Emily - Mar 25, 2009 11:56:29 am PDT #8640 of 28431
"In the equation E = mc⬧, c⬧ is a pretty big honking number." - Scola

More importantly, why did I post it HERE?

Sorry, everybody. Too many windows open.

Um, how about that.... actually, has anyone else read anything by Alaa Al Aswany?


Typo Boy - Mar 25, 2009 11:54:12 am PDT #8641 of 28431
Calli: My people have a saying. A man who trusts can never be betrayed, only mistaken.Avon: Life expectancy among your people must be extremely short.

It's the worst "Song of Solomon" on mushrooms mated with the sad, raped memory of Walt Whitman ever. Gah.

And I gotta wonder what kind of breasts this guy saw to use cheese as a metaphoric descriptor. Arrrrrooo?

Maybe it was inspired by this and he did not realize it was supposed to be humor: [link]


Volans - Apr 03, 2009 5:22:57 am PDT #8642 of 28431
move out and draw fire

So I've been working on my new garden, and plant names are making me think about a Tolkien garden:

    • Sea Holly “Blue Hobbit“ [link]
    Dahlia “Black Wizard“ [link]
  • Periscaria “Red Dragon“ [link]
  • Rockcress “Treasure“ [link]
  • Kobold is German for “goblin.” [link]
  • And there’s the “dwarf” variety of anything
  • but Gaillardia “Dwarf Goblin” is even better [link]
  • dELFinium might be pushing it, but trollius and spiderwort seem good
  • Orange Gnome beats putting in a garden gnome


Kathy A - Apr 03, 2009 10:32:06 am PDT #8643 of 28431
We're very stretchy. - Connie Neil

Salon's got an interesting interview with Bart Ehrman that's worth the read.


Calli - Apr 03, 2009 10:35:28 am PDT #8644 of 28431
I must obey the inscrutable exhortations of my soul—Calvin and Hobbs

but Gaillardia “Dwarf Goblin” is even better

It's a pretty flower, but the name suggests unfortunate liaisons in the Mines of Moria.


Beverly - Apr 03, 2009 11:23:11 am PDT #8645 of 28431
Days shrink and grow cold, sunlight through leaves is my song. Winter is long.

I love your garden, Raq! (With or without unfortunate liasons)


Ginger - Apr 03, 2009 3:24:47 pm PDT #8646 of 28431
"It didn't taste good. It tasted soooo horrible. It tasted like....a vodka martini." - Matilda

Hil R. - Apr 03, 2009 5:34:26 pm PDT #8647 of 28431
Sometimes I think I might just move up to Vermont, open a bookstore or a vegan restaurant. Adam Schlesinger, z''l

I have an Elsie Dinsmore-inspired question about baptism that the internet doesn't seem to provide an answer for. Throughout these books, someone is referred to as a Christian if they've had an experience where they've accepted Jesus. There are a few different times and ways that we see this happen -- Elsie's father suddenly accepts Jesus after Elsie dies (and then she comes back to life); Elsie tells a dying slave about how Jesus will love her and let her into heaven if she just believes -- she doesn't have to do anything but believe, and even a sinner like her will go to heaven; and, in what seemed to me to be one of the odder ones, Elsie's uncle Walter, before joining the army to go fight in the Civil War, decides that he wants to be prepared for death first, so he takes a week to go to another plantation where he knows he'll have some privacy and reads the Bible and thinks about it until he suddenly realizes that believing is all he has to do, and after this, he tells the housekeeper that he can't figure out why he didn't understand this earlier, since it all seems so obvious now.

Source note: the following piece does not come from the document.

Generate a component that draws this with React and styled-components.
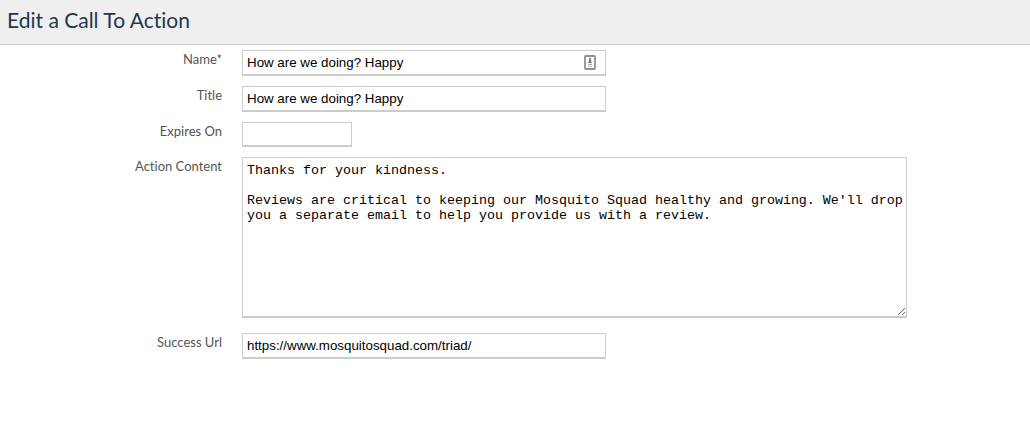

But baptism isn't mentioned in any of these stories. From other things I'd read, I'd thought that people who believe in that sort of experience with coming to accept Jesus also believe in being baptized once they did believe. There are quite a few kids born in these books, and no mention of babies being baptized, either. So, I guess my basic question is, am I wrong about what Christians believe about baptism? Would the author (who was the daughter of a Presbyterian minister) have just left out the baptism scenes, or is there something else going on?


sj - Apr 03, 2009 5:37:53 pm PDT #8648 of 28431
"There are few hours in life more agreeable than the hour dedicated to the ceremony known as afternoon tea."

Hil, some Christian religions, like Catholics, believe in baptism for babies, and others believe in waiting until they are adults and come to a moment of belief, I think. I know far less about the latter, being Catholic, so I don't know if that helps at all.